- _Written exercise_: Reproduce every line of the material below, but drop the pictures.

##########

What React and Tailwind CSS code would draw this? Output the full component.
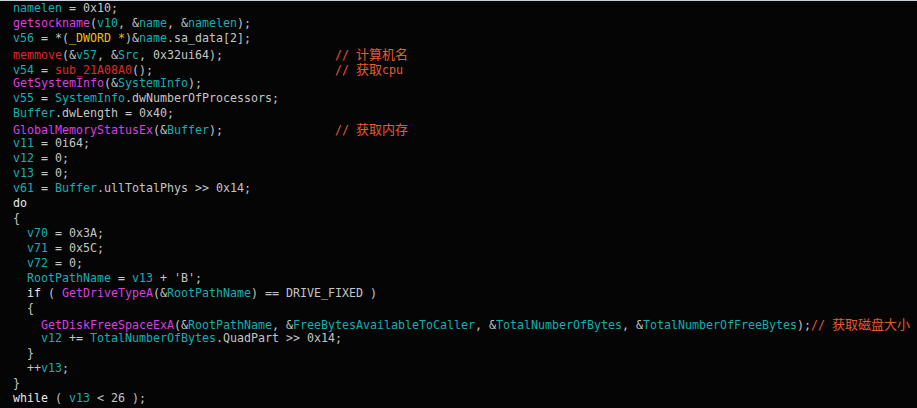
const C = "text-[#14aeb4]"; // variables
const T = "text-[#c4c4c4]"; // plain
const M = "text-[#dc3ee0]"; // imported funcs
const R = "text-[#de2a26]"; // local funcs
const Y = "text-[#e6c200]"; // types
const W = "text-[#e8e8e8]"; // keywords
const K = "text-[#e45a32]"; // comments

const lines = [
  [[C, "namelen"], [T, " = 0x10;"]],
  [[M, "getsockname"], [T, "("], [C, "v10"], [T, ", &"], [C, "name"], [T, ", &"], [C, "namelen"], [T, ");"]],
  [[C, "v56"], [T, " = *("], [Y, "_DWORD *"], [T, ")&"], [C, "name"], [T, ".sa_data[2];"]],
  [[R, "memmove"], [T, "(&"], [C, "v57"], [T, ", &"], [C, "Src"], [T, ", 0x32ui64);                "], [K, "// ", "计算机名"]],
  [[C, "v54"], [T, " = "], [R, "sub_21A08A0"], [T, "();                          "], [K, "// ", "获取", "cpu"]],
  [[M, "GetSystemInfo"], [T, "(&"], [C, "SystemInfo"], [T, ");"]],
  [[C, "v55"], [T, " = "], [C, "SystemInfo"], [T, ".dwNumberOfProcessors;"]],
  [[C, "Buffer"], [T, ".dwLength = 0x40;"]],
  [[M, "GlobalMemoryStatusEx"], [T, "(&"], [C, "Buffer"], [T, ");                "], [K, "// ", "获取内存"]],
  [[C, "v11"], [T, " = 0i64;"]],
  [[C, "v12"], [T, " = 0;"]],
  [[C, "v13"], [T, " = 0;"]],
  [[C, "v61"], [T, " = "], [C, "Buffer"], [T, ".ullTotalPhys >> 0x14;"]],
  [[W, "do"]],
  [[T, "{"]],
  [[T, "  "], [C, "v70"], [T, " = 0x3A;"]],
  [[T, "  "], [C, "v71"], [T, " = 0x5C;"]],
  [[T, "  "], [C, "v72"], [T, " = 0;"]],
  [[T, "  "], [C, "RootPathName"], [T, " = "], [C, "v13"], [T, " + 'B';"]],
  [[W, "  if"], [T, " ( "], [M, "GetDriveTypeA"], [T, "(&"], [C, "RootPathName"], [T, ") == DRIVE_FIXED )"]],
  [[T, "  {"]],
  [[T, "    "], [M, "GetDiskFreeSpaceExA"], [T, "(&"], [C, "RootPathName"], [T, ", &"], [C, "FreeBytesAvailableToCaller"], [T, ", &"], [C, "TotalNumberOfBytes"], [T, ", &"], [C, "TotalNumberOfFreeBytes"], [T, ");"], [K, "// ", "获取磁盘大小"]],
  [[T, "    "], [C, "v12"], [T, " += "], [C, "TotalNumberOfBytes"], [T, ".QuadPart >> 0x14;"]],
  [[T, "  }"]],
  [[T, "  ++"], [C, "v13"], [T, ";"]],
  [[T, "}"]],
  [[W, "while"], [T, " ( "], [C, "v13"], [T, " < 26 );"]],
];

function Seg({ seg }) {
  const [cls, text, cjk, tail] = seg;
  if (cjk) {
    return (
      <span className={cls}>
        {text}
        <span className="text-[13px] [font-family:'Noto_Sans_CJK_SC',sans-serif]">{cjk}</span>
        {tail}
      </span>
    );
  }
  return <span className={cls}>{text}</span>;
}

export default function App() {
  return (
    <div className="w-[917px] h-[408px] bg-[#050505] border-t border-[#c9d1dc] overflow-hidden">
      <div className="pl-[13px] pt-0 text-[11.63px] leading-[15px] whitespace-pre [font-family:'DejaVu_Sans_Mono','Liberation_Mono',monospace]">
        {lines.map((segs, i) => (
          <div key={i} className="h-[15px]">
            {segs.map((s, j) => (
              <Seg key={j} seg={s} />
            ))}
          </div>
        ))}
      </div>
    </div>
  );
}
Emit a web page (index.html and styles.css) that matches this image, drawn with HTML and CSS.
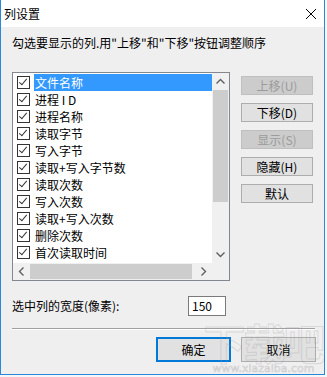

##########

- _Finished exercise_:
What React and Tailwind CSS code would draw this? Output the full component.
const C = "text-[#14aeb4]"; // variables
const T = "text-[#c4c4c4]"; // plain
const M = "text-[#dc3ee0]"; // imported funcs
const R = "text-[#de2a26]"; // local funcs
const Y = "text-[#e6c200]"; // types
const W = "text-[#e8e8e8]"; // keywords
const K = "text-[#e45a32]"; // comments

const lines = [
  [[C, "namelen"], [T, " = 0x10;"]],
  [[M, "getsockname"], [T, "("], [C, "v10"], [T, ", &"], [C, "name"], [T, ", &"], [C, "namelen"], [T, ");"]],
  [[C, "v56"], [T, " = *("], [Y, "_DWORD *"], [T, ")&"], [C, "name"], [T, ".sa_data[2];"]],
  [[R, "memmove"], [T, "(&"], [C, "v57"], [T, ", &"], [C, "Src"], [T, ", 0x32ui64);                "], [K, "// ", "计算机名"]],
  [[C, "v54"], [T, " = "], [R, "sub_21A08A0"], [T, "();                          "], [K, "// ", "获取", "cpu"]],
  [[M, "GetSystemInfo"], [T, "(&"], [C, "SystemInfo"], [T, ");"]],
  [[C, "v55"], [T, " = "], [C, "SystemInfo"], [T, ".dwNumberOfProcessors;"]],
  [[C, "Buffer"], [T, ".dwLength = 0x40;"]],
  [[M, "GlobalMemoryStatusEx"], [T, "(&"], [C, "Buffer"], [T, ");                "], [K, "// ", "获取内存"]],
  [[C, "v11"], [T, " = 0i64;"]],
  [[C, "v12"], [T, " = 0;"]],
  [[C, "v13"], [T, " = 0;"]],
  [[C, "v61"], [T, " = "], [C, "Buffer"], [T, ".ullTotalPhys >> 0x14;"]],
  [[W, "do"]],
  [[T, "{"]],
  [[T, "  "], [C, "v70"], [T, " = 0x3A;"]],
  [[T, "  "], [C, "v71"], [T, " = 0x5C;"]],
  [[T, "  "], [C, "v72"], [T, " = 0;"]],
  [[T, "  "], [C, "RootPathName"], [T, " = "], [C, "v13"], [T, " + 'B';"]],
  [[W, "  if"], [T, " ( "], [M, "GetDriveTypeA"], [T, "(&"], [C, "RootPathName"], [T, ") == DRIVE_FIXED )"]],
  [[T, "  {"]],
  [[T, "    "], [M, "GetDiskFreeSpaceExA"], [T, "(&"], [C, "RootPathName"], [T, ", &"], [C, "FreeBytesAvailableToCaller"], [T, ", &"], [C, "TotalNumberOfBytes"], [T, ", &"], [C, "TotalNumberOfFreeBytes"], [T, ");"], [K, "// ", "获取磁盘大小"]],
  [[T, "    "], [C, "v12"], [T, " += "], [C, "TotalNumberOfBytes"], [T, ".QuadPart >> 0x14;"]],
  [[T, "  }"]],
  [[T, "  ++"], [C, "v13"], [T, ";"]],
  [[T, "}"]],
  [[W, "while"], [T, " ( "], [C, "v13"], [T, " < 26 );"]],
];

function Seg({ seg }) {
  const [cls, text, cjk, tail] = seg;
  if (cjk) {
    return (
      <span className={cls}>
        {text}
        <span className="text-[13px] [font-family:'Noto_Sans_CJK_SC',sans-serif]">{cjk}</span>
        {tail}
      </span>
    );
  }
  return <span className={cls}>{text}</span>;
}

export default function App() {
  return (
    <div className="w-[917px] h-[408px] bg-[#050505] border-t border-[#c9d1dc] overflow-hidden">
      <div className="pl-[13px] pt-0 text-[11.63px] leading-[15px] whitespace-pre [font-family:'DejaVu_Sans_Mono','Liberation_Mono',monospace]">
        {lines.map((segs, i) => (
          <div key={i} className="h-[15px]">
            {segs.map((s, j) => (
              <Seg key={j} seg={s} />
            ))}
          </div>
        ))}
      </div>
    </div>
  );
}
Emit a web page (index.html and styles.css) that matches this image, drawn with HTML and CSS.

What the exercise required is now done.